When a bathroom is a good candidate for wallpaper

If the bathroom has an exhaust fan that actually clears steam, a wall surface in good condition, and a wallpaper product suited to moisture, the project is usually workable. Powder rooms are almost always strong candidates. Guest bathrooms are often fine as well, since they see lighter use.

Primary bathrooms can still be good candidates, but they need more careful planning. If the shower runs hot and long every day, if the room stays damp, or if the walls are already showing signs of moisture stress, those issues should be addressed before choosing wallpaper.

For commercial interiors, the same logic applies. A hotel powder room or office restroom may be a good fit, while a high-moisture locker room environment is not. The use of the space matters more than the room name.

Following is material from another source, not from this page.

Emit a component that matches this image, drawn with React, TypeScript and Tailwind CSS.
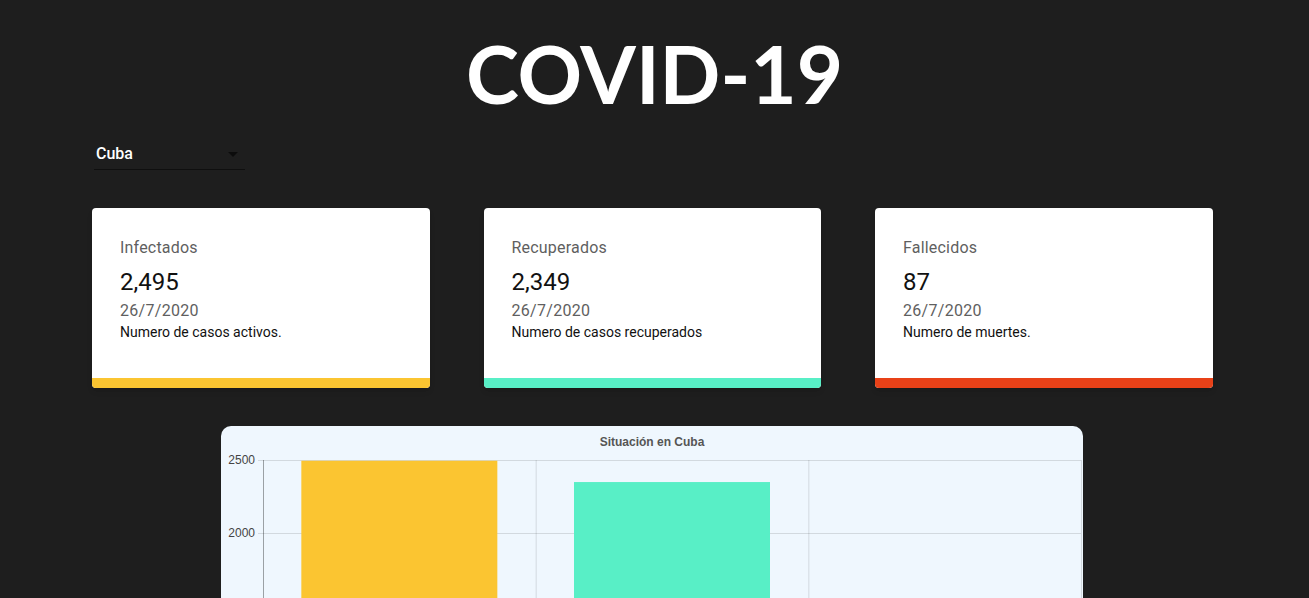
const stats = [
  { title: "Infectados", value: "2,495", date: "26/7/2020", desc: "Numero de casos activos.", bar: "bg-[#fbc531]" },
  { title: "Recuperados", value: "2,349", date: "26/7/2020", desc: "Numero de casos recuperados", bar: "bg-[#58efc6]" },
  { title: "Fallecidos", value: "87", date: "26/7/2020", desc: "Numero de muertes.", bar: "bg-[#e84118]" },
];

const StatCard = ({ title, value, date, desc, bar }: (typeof stats)[number]) => (
  <div className="w-[337.5px] h-[180px] bg-white rounded-[4px] overflow-hidden flex flex-col shadow-md">
    <div className="flex-1 pl-[28px] pt-[29px] font-['Roboto',sans-serif]">
      <div className="text-[16px] leading-[22px] text-[#5f5f5f] tracking-[0.2px]">{title}</div>
      <div className="text-[24px] leading-[32px] text-[#111] mt-[7px]">{value}</div>
      <div className="text-[16px] leading-[23px] text-[#5f5f5f] tracking-[0.3px] mt-[1px]">{date}</div>
      <div className="text-[14px] leading-[20px] text-[#111]">{desc}</div>
    </div>
    <div className={`h-[10px] ${bar}`} />
  </div>
);

const Chart = () => {
  const top = 34;
  const left = 42;
  const right = 860;
  const unit = 73 / 500;
  const ticks = [2500, 2000, 1500, 1000, 500, 0];
  const catW = (right - left) / 3;
  const bars = [
    { v: 2495, c: "#fbc531" },
    { v: 2349, c: "#58efc6" },
    { v: 87, c: "#e84118" },
  ];
  const y0 = top + 2500 * unit;
  return (
    <svg width="862" height="440" className="block">
      <text x="431" y="20" textAnchor="middle" fontFamily="Liberation Sans, Arial, sans-serif" fontSize="12" fontWeight="bold" fill="#555">
        Situación en Cuba
      </text>
      {ticks.map((t) => {
        const y = top + (2500 - t) * unit;
        return (
          <g key={t}>
            <line x1={left - 5} x2={right} y1={y + 0.5} y2={y + 0.5} stroke="rgba(0,0,0,0.12)" />
            <text x={left - 8} y={y + 4} textAnchor="end" fontFamily="Liberation Sans, Arial, sans-serif" fontSize="12" fill="#444">
              {t}
            </text>
          </g>
        );
      })}
      {[0, 1, 2, 3].map((i) => (
        <line key={i} x1={left + i * catW + 0.5} x2={left + i * catW + 0.5} y1={top} y2={y0 + 5} stroke={i === 0 ? "rgba(0,0,0,0.35)" : "rgba(0,0,0,0.12)"} />
      ))}
      {bars.map((b, i) => {
        const h = b.v * unit;
        const cx = left + i * catW + catW / 2;
        return <rect key={i} x={cx - 98} y={y0 - h} width={196} height={h} fill={b.c} />;
      })}
    </svg>
  );
};

export default function App() {
  return (
    <div className="min-h-screen bg-[#1e1e1e] pb-10">
      <h1 className="text-center text-white font-['Lato',sans-serif] font-bold text-[80px] leading-[104px] pt-[21px]">
        COVID-19
      </h1>

      <div className="pl-[94px] mt-[13px]">
        <div className="w-[151px] h-[32px] border-b border-[#0f0f0f] flex items-center justify-between">
          <span className="text-white text-[16px] font-medium font-['Roboto',sans-serif] pl-[2px]">Cuba</span>
          <svg width="10" height="5" className="mr-[7px] mt-[1px]">
            <path d="M0 0 L10 0 L5 5 Z" fill="#0c0c0c" />
          </svg>
        </div>
      </div>

      <div className="flex gap-[54px] pl-[92px] mt-[38px]">
        {stats.map((s) => (
          <StatCard key={s.title} {...s} />
        ))}
      </div>

      <div className="w-[862px] mx-auto mt-[38px] bg-[#eff7fe] rounded-t-[10px] translate-x-[-3px]">
        <Chart />
      </div>
    </div>
  );
}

Should you wallpaper a bathroom yourself?

Some homeowners do, but bathrooms are not forgiving. Outside corners, tight spaces around vanities and mirrors, fixture cutouts, pattern alignment, and moisture-related prep all add difficulty. If the material is expensive, or the walls need repair first, a bad install costs more than the labor you were trying to save.

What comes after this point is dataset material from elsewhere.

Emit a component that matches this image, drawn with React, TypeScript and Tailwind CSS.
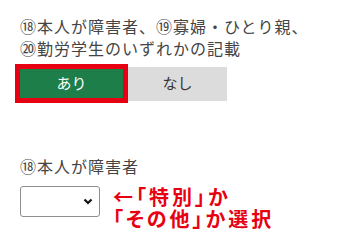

That does not mean every bathroom wallpaper project is impossible for a DIYer. It does mean the room gives you less room for error. The more complex the paper and the worse the wall condition, the more valuable a trained installer becomes.

Final answer: can wallpaper be installed in bathrooms?

Yes – bathroom wallpaper can absolutely work. The catch is that bathrooms are not all the same, and wallpaper is not all the same either. The right result comes from matching the wallcovering to the room, preparing the surface properly, and keeping wallpaper out of direct wet areas.

If you are choosing wallpaper for a bathroom, think past the sample book. Look at the ventilation, the wall condition, how the room is used, and whether the material makes sense for that environment. That is how you get a finish that looks good after the install day is over.